Our society’s love for gold is built on its glorification in Hindu scriptures and the successful marketing of its investment potential. Hindu scriptures describe gods resplendent with gold jewelry to emphasise their power over mortal beings. Chittaranjan Pandey, writing in New Business Age, quotes a fitting line from the Atharvaveda: ‘I adorn gold created or originated from the fire which bestows eternity. One who adorns it is liberated from the fear of untimely death.’
A touch of gold is enough to sanctify water. Menstruating women in some parts of Nepal, who are essentially treated as untouchables for four days, are cleansed by a sprinkling of gold sanctified water at the end of the menstrual period. Gold is power. Gold is liberating. Gold is purifying. None of this makes sense, of course. They are all socially created myths.

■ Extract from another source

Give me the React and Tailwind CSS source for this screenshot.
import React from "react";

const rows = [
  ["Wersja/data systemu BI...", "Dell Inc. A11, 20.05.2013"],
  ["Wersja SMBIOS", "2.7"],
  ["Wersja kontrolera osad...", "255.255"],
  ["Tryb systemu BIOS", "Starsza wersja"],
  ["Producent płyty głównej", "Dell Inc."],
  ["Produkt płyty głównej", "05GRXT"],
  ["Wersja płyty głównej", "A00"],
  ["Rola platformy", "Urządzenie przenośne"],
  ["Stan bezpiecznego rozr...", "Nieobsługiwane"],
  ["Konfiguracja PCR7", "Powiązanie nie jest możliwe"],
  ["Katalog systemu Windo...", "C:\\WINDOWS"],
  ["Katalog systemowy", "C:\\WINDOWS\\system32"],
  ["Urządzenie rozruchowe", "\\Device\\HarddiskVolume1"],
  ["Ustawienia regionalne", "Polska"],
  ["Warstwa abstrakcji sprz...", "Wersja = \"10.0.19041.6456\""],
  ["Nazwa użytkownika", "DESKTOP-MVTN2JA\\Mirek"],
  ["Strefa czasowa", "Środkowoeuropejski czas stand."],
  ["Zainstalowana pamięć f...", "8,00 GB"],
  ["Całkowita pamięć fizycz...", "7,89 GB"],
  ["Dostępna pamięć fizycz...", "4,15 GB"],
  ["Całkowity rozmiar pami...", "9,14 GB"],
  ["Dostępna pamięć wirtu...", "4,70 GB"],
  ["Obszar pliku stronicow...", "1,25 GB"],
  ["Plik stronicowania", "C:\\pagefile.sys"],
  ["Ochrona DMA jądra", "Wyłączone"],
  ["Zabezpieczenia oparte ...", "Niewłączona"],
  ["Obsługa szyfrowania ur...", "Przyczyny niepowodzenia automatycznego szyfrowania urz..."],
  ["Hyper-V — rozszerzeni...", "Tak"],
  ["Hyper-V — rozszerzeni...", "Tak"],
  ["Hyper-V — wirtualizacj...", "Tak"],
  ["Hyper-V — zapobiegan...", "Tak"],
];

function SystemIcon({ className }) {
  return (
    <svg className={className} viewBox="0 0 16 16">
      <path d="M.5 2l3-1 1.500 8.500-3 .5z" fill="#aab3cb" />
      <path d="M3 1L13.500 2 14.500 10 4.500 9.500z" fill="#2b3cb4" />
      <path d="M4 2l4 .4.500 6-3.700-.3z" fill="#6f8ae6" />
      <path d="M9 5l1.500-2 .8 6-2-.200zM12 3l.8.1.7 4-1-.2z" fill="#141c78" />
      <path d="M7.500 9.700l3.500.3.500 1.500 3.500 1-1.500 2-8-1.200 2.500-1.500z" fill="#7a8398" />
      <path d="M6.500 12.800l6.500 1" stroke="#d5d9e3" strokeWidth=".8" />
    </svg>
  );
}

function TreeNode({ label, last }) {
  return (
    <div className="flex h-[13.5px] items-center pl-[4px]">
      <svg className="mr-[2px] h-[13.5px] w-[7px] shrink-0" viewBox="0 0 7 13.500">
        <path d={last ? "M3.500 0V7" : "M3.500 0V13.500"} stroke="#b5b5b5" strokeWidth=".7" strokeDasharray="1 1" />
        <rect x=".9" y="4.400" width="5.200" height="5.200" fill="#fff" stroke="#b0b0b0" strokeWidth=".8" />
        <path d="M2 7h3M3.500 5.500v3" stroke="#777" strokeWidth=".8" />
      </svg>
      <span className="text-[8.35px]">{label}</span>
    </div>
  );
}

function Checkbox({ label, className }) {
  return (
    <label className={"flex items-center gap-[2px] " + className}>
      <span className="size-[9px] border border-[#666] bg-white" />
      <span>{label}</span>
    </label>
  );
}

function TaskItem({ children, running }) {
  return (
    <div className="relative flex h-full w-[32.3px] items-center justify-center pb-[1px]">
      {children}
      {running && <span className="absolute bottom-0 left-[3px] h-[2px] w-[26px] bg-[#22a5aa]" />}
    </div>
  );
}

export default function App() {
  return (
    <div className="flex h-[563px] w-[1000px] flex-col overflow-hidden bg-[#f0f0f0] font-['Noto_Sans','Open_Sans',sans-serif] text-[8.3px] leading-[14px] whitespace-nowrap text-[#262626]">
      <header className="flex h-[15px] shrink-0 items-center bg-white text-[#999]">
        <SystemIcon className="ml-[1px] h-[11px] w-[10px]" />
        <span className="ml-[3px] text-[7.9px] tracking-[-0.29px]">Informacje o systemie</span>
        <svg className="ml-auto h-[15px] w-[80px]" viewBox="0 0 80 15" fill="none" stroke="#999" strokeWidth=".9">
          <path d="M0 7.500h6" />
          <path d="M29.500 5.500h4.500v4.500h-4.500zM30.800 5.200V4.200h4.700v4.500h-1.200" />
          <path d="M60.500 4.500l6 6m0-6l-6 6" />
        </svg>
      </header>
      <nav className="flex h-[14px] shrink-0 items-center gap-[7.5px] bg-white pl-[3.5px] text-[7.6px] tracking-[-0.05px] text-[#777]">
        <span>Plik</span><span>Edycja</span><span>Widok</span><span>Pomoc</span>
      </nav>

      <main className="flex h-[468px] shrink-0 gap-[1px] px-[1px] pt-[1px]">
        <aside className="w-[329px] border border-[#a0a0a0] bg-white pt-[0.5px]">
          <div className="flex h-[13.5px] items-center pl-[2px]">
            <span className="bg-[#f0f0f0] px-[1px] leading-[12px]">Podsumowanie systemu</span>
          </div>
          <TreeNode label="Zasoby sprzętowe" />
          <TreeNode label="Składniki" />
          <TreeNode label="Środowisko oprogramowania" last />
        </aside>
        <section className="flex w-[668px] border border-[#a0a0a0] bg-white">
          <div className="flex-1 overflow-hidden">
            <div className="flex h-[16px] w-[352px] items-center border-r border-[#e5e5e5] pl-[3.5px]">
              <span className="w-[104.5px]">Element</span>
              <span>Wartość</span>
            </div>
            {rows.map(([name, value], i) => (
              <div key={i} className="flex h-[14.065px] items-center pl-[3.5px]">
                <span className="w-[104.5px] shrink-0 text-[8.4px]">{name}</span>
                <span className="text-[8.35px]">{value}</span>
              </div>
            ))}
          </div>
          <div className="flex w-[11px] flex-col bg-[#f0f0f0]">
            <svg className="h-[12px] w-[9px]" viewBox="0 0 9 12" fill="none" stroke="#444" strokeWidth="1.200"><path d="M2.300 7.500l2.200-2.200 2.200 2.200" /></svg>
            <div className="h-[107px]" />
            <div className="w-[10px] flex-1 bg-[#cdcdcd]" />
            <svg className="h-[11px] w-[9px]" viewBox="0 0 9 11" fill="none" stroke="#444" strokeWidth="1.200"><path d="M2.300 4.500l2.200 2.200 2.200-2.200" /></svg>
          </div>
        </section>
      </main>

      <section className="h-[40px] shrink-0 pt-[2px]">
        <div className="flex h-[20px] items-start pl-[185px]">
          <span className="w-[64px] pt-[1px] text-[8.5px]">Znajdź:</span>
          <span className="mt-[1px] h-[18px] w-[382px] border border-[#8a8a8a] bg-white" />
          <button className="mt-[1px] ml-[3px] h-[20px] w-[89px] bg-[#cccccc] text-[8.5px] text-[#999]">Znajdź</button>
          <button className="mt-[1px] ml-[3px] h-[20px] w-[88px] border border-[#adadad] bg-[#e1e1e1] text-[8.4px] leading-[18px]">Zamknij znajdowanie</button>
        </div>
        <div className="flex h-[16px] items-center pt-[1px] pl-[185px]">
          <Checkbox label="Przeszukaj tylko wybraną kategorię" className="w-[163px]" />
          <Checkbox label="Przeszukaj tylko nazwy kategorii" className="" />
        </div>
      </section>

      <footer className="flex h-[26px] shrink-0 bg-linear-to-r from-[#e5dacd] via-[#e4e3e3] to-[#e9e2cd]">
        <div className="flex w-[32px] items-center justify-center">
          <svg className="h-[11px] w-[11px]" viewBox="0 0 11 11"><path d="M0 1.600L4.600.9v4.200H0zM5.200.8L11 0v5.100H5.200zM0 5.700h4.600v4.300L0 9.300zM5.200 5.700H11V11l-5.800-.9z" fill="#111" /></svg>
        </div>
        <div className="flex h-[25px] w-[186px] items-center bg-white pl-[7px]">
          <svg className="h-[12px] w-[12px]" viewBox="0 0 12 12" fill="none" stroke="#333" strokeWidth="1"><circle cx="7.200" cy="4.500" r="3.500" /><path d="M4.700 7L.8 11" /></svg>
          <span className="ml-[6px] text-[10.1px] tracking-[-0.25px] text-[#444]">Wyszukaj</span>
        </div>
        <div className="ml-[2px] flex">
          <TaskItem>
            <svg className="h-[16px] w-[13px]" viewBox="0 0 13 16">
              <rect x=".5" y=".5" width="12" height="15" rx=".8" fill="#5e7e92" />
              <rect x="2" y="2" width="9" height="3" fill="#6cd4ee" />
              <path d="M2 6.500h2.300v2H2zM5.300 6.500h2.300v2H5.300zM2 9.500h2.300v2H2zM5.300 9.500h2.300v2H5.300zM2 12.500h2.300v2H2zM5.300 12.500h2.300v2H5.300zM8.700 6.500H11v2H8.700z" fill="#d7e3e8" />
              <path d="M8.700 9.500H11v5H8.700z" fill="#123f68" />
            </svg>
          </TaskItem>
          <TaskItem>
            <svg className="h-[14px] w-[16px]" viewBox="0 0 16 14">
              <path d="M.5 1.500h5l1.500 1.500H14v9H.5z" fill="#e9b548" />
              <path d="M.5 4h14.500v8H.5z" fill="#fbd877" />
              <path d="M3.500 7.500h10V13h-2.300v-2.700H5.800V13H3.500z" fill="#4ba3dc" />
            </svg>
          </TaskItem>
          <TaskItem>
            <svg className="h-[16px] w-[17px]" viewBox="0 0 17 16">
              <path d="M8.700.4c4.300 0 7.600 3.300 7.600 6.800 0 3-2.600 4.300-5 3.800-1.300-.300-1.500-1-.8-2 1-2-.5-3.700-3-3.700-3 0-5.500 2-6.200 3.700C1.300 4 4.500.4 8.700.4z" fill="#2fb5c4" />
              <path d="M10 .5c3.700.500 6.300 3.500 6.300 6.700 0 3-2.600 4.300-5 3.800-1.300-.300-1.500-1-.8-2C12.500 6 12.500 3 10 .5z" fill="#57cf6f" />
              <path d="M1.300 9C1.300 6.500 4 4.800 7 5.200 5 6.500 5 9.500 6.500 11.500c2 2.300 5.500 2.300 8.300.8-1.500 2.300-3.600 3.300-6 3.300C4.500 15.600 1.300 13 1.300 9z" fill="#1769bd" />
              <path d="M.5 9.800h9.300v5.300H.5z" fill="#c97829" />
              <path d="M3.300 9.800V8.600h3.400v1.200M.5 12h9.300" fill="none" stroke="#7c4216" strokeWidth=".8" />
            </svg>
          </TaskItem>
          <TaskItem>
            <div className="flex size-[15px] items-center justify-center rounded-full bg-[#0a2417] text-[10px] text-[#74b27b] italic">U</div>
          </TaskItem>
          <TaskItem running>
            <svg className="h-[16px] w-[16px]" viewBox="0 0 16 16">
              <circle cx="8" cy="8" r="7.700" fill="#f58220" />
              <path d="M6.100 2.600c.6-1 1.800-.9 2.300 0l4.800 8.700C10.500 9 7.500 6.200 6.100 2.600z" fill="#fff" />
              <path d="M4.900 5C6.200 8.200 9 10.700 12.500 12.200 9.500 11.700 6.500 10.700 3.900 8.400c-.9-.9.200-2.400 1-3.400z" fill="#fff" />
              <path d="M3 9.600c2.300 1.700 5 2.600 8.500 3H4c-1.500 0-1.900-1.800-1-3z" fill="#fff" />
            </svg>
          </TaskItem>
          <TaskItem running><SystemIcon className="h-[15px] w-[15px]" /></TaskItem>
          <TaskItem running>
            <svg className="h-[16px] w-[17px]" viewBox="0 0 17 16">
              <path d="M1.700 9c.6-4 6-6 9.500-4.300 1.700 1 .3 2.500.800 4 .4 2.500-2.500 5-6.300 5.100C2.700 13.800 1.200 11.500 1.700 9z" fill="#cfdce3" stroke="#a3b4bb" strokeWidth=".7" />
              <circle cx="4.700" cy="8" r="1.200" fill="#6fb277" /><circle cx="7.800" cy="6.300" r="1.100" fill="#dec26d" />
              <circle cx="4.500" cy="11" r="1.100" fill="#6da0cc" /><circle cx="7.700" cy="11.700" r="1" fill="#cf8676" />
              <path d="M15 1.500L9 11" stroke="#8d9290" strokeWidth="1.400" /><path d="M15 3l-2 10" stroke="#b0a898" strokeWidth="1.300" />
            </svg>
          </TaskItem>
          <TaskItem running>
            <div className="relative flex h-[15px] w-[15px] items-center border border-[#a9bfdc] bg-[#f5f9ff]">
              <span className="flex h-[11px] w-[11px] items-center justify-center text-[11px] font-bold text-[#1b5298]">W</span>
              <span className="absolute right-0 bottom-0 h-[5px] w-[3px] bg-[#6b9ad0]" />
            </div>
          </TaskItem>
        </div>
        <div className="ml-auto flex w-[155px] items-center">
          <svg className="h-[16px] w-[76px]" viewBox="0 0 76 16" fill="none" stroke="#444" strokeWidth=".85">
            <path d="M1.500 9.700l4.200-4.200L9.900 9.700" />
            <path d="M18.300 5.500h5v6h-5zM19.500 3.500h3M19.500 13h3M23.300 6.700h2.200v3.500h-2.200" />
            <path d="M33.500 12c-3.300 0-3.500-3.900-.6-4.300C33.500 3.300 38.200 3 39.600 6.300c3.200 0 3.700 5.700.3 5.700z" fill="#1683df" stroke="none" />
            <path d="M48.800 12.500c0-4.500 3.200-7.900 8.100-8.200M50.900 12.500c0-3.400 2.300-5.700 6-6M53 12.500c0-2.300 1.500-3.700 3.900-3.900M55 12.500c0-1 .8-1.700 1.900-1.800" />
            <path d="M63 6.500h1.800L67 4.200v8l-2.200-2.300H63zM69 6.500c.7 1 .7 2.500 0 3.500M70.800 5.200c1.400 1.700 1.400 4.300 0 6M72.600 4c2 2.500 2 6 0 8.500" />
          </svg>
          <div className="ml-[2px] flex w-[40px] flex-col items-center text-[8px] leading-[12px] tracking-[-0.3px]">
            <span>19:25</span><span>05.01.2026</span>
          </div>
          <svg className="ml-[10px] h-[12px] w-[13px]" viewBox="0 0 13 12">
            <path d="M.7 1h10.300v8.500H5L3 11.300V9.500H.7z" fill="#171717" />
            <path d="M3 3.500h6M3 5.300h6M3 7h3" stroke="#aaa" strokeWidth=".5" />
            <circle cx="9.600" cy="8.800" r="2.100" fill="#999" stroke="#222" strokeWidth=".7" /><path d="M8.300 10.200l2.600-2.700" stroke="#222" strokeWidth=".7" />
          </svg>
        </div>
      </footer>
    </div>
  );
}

A majority of people buy gold to assert their wealth and power. Vanity is their driver. Others buy it as a safe investment. Experts think they are misguided.
David Berman, a well-known investment reporter for the Globe and Mail, a Canadian national daily, argues: ‘I would say that anything of which 75 percent sits idly and expensively in bank vaults is, as a measure of value, only one step up from the Polynesian islands that attached value to certain well-known large rocks that were traded.’
John Wasik, a Personal Finance specialist who writes for Forbes Magazine concurs: ‘Unlike a bond, the metal pays no interest. There is no dividend. It may not protect you against the worst forms of inflation. And there is no implicit guarantee that it will appreciate in value. If you invest in a basket of major stocks, although not guaranteed, you are likely to receive dividend payments. If you buy gold bullion or coins, this is not the case.’
A standard 18-karat gold wedding ring leaves behind about three dump trucks full of toxic waste consisting of mercury and cyanide. Anyone wearing a 40 gram gold chain (four tolas gold ornament) is complicit in producing an average of six truckloads of waste, consuming around 54,000 liters of water (the same as the daily needs of 415 persons in Nepal/India) and using enough electricity to power a large house for 10 days. Furthermore, gold mining causes land degradation, acid drainage, water pollution, air pollution, and more.
Until recently India, one of the poorest countries in the world was named as the world’s largest consumer of gold. That dubious distinction is now taken over by China, also, in terms of per capita GDP, a developing country. But one only needs to look around and see neo-rich Nepalis in Teej parties or in weddings, to conclude Nepal is not far behind. Interestingly, the use of gold jewellery in industrialised countries has plummeted in recent years. Part of the reason is due to increased awareness of the environmental impacts of gold production.
Unlike iron or copper, gold is not essential for manufacturing products required to maintain the quality of modern life. It is essentially useless, except for a small percentage used in electronic industries.
Our fascination with gold has provided a fodder to smugglers and makes us complicit in environmental destruction and exploitation of the poor—all to placate a bit of vanity and to pamper our narcissistic instincts.
When we buy gold we compromise our social responsibility. Time for some serious thinking, gold diggers.
- Koirala is a Geotechnical Engineer resident in Vancouver, Canada.